Problem description:
Check each line of the material below for "code", then copy the ones that contain it.
— BEGIN —
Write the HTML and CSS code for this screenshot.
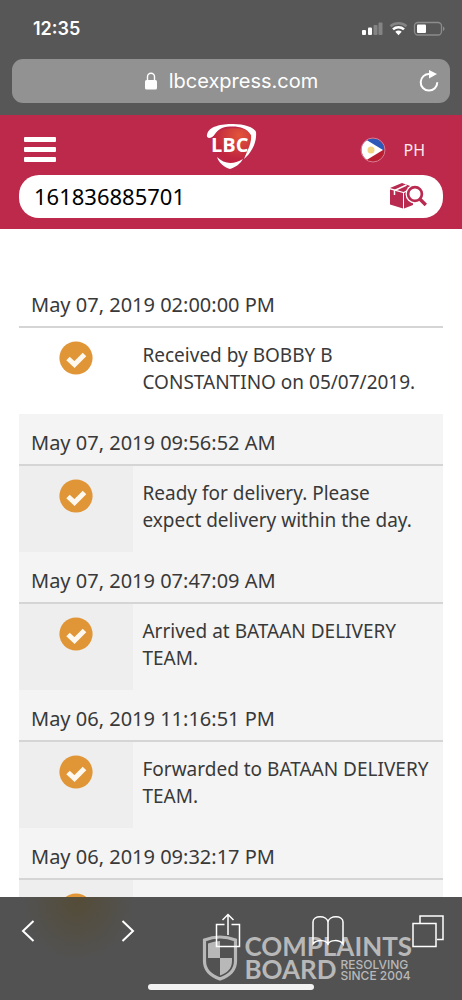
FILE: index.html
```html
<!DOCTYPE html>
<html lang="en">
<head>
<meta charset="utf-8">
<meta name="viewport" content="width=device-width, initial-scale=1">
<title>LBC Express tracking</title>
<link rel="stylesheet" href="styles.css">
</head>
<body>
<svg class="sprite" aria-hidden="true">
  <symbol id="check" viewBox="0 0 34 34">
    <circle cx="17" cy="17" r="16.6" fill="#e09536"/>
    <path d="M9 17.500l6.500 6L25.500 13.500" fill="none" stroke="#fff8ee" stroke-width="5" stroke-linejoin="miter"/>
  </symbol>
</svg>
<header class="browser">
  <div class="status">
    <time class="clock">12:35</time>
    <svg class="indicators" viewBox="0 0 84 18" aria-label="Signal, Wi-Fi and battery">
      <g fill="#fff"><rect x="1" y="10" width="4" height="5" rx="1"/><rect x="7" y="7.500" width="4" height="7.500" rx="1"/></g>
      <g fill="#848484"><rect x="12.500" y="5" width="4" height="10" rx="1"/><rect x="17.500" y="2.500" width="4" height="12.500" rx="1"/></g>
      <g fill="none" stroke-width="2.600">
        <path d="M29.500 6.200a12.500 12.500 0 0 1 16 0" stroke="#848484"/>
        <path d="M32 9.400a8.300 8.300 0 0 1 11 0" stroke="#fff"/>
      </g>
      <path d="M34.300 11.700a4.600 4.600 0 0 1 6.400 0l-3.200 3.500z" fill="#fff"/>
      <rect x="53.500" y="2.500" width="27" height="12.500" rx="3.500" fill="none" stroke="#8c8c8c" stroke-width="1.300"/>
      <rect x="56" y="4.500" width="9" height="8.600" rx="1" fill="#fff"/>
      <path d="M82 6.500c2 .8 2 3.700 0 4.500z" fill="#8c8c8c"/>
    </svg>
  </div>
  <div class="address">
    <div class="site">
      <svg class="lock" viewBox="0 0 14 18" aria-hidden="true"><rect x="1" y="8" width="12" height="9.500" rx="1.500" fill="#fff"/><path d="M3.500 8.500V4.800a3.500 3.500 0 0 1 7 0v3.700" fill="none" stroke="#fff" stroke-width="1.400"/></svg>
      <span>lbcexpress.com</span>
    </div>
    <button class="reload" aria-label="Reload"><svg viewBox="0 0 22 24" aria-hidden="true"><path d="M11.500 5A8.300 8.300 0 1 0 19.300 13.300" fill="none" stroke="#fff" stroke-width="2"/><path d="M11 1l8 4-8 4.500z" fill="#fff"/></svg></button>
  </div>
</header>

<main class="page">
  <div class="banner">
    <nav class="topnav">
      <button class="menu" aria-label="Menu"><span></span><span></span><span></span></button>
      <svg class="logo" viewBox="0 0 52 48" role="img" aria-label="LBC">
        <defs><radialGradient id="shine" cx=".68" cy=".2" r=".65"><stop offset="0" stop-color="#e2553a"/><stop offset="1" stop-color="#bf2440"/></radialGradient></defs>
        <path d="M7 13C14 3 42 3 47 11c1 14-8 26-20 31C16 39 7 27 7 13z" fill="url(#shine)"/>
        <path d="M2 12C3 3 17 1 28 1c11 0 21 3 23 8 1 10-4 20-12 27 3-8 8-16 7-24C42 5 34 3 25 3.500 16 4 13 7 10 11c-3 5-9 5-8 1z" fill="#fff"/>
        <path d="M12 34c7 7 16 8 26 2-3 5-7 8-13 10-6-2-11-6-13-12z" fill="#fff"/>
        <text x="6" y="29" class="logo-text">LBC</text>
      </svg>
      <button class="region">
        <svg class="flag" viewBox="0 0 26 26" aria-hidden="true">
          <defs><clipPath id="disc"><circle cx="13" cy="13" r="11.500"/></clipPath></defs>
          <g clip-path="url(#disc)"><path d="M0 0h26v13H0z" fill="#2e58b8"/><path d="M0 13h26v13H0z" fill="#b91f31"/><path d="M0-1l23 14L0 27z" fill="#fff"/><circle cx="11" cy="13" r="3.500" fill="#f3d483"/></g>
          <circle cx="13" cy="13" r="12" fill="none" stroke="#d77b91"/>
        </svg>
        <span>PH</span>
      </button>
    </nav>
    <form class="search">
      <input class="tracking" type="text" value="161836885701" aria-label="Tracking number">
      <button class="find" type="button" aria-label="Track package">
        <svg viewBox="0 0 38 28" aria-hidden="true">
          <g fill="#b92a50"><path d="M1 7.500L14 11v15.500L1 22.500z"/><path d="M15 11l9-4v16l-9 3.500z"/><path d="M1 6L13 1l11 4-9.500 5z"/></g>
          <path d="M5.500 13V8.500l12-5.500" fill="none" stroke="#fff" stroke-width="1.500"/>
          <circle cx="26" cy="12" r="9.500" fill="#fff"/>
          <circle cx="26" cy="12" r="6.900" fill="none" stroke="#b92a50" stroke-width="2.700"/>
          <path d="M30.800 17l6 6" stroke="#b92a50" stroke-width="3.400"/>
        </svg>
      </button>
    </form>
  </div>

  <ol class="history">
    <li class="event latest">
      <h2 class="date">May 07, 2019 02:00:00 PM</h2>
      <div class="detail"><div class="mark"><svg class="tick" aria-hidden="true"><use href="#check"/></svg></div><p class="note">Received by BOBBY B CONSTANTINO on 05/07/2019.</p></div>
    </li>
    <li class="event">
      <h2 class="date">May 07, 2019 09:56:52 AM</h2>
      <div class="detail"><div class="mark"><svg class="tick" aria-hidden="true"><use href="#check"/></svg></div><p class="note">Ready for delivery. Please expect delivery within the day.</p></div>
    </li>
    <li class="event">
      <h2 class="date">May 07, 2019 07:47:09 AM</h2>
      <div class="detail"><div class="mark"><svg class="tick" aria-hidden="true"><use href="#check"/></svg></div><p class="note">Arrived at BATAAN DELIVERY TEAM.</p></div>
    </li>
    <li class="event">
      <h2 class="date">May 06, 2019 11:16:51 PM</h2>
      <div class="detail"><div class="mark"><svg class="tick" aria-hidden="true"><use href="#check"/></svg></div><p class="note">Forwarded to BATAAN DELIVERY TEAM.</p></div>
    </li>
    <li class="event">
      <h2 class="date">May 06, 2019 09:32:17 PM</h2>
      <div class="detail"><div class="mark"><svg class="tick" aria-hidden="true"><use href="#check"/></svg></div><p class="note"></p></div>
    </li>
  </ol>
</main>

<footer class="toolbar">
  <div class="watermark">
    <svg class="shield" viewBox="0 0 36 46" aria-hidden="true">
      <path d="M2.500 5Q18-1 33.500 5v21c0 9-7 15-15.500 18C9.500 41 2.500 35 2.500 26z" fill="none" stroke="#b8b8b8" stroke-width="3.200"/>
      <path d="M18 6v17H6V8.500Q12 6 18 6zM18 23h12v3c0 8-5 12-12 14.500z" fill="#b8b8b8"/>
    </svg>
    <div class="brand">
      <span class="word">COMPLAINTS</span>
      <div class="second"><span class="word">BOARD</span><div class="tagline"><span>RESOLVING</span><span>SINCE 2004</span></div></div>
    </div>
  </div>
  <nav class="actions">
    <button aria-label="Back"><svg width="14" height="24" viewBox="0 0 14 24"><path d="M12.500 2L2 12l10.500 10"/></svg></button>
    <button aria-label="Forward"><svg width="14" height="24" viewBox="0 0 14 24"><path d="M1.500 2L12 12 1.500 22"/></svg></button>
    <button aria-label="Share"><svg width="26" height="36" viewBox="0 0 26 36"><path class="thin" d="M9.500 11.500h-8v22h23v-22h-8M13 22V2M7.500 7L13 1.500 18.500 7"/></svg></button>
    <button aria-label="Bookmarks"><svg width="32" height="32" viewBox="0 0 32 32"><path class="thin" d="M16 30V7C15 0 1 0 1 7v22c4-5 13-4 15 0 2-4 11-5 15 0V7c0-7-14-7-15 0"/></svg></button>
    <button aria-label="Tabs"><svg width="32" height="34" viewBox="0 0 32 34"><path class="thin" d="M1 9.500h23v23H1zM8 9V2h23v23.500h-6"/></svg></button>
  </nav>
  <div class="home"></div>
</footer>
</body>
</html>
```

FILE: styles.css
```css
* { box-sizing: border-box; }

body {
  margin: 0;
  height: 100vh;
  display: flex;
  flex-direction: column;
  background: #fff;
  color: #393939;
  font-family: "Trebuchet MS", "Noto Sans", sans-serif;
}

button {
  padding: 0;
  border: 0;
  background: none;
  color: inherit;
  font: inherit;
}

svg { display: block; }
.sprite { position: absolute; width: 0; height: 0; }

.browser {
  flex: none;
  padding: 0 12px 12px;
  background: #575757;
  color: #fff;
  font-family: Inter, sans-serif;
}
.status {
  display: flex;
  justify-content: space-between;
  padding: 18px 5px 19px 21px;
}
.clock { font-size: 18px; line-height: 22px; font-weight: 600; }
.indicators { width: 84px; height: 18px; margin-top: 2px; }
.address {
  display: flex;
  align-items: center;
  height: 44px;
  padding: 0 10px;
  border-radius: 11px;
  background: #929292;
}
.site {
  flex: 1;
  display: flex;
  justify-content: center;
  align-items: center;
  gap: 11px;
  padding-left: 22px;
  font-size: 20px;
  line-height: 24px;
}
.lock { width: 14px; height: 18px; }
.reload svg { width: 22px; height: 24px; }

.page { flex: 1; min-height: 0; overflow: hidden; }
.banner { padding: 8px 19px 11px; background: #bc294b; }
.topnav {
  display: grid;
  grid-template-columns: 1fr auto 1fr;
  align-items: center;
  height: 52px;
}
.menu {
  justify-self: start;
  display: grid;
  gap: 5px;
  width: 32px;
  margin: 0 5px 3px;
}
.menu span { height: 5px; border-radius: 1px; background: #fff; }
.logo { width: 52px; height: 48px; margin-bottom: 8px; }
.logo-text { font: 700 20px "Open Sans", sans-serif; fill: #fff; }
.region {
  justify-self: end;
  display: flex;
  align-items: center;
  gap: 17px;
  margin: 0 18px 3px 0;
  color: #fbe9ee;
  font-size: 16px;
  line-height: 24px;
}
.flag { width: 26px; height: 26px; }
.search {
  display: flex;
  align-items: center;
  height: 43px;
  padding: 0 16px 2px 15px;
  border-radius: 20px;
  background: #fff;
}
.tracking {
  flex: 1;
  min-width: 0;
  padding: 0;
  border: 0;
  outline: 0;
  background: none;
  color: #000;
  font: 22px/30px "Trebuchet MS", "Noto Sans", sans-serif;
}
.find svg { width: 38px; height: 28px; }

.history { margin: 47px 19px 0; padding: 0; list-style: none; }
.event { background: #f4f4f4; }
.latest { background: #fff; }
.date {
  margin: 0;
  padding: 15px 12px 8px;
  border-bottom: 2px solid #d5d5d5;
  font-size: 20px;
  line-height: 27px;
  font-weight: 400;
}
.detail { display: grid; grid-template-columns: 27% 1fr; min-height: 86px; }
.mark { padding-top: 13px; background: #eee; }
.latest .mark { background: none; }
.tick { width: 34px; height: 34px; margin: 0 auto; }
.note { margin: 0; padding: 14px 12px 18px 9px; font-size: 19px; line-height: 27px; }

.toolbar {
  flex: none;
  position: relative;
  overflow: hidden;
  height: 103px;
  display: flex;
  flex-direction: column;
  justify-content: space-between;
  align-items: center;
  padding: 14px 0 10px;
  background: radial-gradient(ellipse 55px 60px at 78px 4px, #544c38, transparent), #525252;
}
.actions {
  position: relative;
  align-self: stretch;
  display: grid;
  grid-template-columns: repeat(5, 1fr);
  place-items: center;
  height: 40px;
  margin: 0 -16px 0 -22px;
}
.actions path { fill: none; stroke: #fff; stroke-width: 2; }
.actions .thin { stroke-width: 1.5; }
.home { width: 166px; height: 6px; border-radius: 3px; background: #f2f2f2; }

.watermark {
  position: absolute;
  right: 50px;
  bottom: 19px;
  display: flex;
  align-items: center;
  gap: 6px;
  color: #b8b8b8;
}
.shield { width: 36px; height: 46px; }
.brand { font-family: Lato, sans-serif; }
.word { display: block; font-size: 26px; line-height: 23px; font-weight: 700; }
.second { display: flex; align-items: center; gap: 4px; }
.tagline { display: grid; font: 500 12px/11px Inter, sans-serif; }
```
— END —
— BEGIN —
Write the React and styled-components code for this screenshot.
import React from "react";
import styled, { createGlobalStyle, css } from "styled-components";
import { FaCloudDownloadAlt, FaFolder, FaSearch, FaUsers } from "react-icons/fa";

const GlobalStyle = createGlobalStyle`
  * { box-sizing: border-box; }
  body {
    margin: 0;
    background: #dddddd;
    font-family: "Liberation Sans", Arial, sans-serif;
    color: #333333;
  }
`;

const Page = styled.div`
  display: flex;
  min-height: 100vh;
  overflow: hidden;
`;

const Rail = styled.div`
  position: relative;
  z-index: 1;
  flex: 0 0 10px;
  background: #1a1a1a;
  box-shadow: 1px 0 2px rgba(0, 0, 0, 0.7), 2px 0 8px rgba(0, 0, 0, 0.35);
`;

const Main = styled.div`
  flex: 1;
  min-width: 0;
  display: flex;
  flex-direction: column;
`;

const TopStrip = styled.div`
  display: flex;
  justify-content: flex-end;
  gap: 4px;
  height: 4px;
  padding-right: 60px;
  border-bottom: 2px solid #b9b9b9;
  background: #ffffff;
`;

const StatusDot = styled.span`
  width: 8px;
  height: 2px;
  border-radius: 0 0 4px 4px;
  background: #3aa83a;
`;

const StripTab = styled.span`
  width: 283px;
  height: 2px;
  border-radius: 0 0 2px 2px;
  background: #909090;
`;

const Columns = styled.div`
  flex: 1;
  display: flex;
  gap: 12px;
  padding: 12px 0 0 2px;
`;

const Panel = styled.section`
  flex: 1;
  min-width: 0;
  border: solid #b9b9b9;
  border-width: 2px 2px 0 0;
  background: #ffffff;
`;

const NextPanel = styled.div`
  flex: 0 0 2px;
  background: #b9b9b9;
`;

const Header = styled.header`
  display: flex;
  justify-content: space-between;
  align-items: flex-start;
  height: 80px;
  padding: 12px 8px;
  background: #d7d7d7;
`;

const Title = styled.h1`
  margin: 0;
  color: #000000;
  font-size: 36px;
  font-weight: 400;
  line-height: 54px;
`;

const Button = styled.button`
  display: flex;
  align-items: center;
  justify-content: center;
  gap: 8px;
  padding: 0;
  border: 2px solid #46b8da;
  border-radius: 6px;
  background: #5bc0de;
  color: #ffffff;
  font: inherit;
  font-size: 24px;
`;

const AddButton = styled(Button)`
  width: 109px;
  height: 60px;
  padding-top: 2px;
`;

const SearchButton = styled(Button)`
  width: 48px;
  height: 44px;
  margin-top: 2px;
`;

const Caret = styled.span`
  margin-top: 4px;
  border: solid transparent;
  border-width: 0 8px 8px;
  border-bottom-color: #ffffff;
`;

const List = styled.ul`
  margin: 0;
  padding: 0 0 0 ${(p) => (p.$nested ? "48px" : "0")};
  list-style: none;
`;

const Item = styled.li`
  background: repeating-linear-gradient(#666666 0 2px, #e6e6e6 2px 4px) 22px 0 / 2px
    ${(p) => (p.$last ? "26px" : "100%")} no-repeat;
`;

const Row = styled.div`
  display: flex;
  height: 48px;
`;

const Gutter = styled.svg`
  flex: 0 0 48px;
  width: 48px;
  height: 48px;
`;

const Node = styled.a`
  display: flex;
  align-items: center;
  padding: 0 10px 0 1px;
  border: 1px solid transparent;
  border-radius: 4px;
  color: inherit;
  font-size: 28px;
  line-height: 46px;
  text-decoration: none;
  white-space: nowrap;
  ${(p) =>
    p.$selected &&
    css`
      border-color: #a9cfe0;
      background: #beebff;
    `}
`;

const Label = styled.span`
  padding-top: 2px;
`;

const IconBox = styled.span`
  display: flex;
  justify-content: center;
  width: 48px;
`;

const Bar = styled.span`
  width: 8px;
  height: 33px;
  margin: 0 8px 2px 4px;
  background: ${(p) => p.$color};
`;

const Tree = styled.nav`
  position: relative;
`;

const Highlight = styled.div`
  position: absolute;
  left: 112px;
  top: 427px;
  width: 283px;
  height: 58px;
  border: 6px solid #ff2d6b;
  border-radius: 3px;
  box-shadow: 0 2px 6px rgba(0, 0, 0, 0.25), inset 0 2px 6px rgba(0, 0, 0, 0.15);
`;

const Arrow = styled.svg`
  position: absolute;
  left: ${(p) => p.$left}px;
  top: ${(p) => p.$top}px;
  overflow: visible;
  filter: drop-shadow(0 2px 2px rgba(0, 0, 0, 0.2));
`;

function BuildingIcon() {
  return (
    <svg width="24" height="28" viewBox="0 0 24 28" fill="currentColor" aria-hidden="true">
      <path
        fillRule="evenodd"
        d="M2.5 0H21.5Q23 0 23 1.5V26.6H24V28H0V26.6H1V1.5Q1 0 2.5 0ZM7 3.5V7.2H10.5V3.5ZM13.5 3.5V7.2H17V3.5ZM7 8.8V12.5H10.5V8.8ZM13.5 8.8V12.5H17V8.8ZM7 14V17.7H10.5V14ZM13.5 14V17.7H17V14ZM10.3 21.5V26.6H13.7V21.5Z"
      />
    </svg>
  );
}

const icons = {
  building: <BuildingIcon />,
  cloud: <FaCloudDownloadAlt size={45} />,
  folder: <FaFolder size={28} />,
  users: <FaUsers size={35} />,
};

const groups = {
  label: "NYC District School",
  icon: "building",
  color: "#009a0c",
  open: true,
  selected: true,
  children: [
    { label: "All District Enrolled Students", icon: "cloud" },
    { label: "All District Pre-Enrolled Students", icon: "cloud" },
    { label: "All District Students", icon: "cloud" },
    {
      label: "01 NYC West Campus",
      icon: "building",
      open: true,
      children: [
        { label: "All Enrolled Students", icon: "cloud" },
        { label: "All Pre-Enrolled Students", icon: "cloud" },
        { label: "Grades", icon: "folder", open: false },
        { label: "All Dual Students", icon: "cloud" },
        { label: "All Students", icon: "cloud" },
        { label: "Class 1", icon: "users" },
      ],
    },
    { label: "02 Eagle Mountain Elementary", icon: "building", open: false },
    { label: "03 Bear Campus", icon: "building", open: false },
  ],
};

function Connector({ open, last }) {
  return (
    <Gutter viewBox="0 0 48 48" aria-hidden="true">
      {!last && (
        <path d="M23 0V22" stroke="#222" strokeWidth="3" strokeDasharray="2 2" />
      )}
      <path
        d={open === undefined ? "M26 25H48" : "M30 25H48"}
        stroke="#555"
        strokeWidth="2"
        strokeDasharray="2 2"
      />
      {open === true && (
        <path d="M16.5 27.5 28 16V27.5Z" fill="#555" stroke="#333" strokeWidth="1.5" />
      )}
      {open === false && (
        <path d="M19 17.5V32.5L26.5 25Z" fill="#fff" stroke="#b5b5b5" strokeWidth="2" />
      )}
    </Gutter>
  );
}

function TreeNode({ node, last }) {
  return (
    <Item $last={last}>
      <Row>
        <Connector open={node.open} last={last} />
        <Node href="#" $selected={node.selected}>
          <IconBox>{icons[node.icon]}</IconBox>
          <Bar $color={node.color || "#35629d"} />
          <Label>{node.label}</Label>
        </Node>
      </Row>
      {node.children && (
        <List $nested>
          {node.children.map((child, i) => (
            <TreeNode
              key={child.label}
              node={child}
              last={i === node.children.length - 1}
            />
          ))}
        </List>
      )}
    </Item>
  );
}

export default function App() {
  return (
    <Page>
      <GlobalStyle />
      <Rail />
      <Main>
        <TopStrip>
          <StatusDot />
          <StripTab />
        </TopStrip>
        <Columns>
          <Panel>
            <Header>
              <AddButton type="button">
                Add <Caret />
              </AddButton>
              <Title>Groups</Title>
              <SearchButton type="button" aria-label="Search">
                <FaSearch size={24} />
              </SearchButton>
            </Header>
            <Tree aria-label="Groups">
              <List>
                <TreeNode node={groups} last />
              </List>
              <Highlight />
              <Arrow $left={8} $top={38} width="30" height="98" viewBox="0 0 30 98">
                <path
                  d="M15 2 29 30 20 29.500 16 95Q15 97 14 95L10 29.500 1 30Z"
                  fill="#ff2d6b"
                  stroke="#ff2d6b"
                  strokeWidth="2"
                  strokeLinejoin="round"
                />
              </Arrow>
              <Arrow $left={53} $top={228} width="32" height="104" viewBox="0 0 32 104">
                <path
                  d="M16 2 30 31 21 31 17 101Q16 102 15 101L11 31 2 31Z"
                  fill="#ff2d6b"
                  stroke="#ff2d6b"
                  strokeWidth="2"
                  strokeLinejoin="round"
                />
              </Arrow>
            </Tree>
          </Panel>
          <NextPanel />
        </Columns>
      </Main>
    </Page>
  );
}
— END —
Written response:
Write the HTML and CSS code for this screenshot.
Write the React and styled-components code for this screenshot.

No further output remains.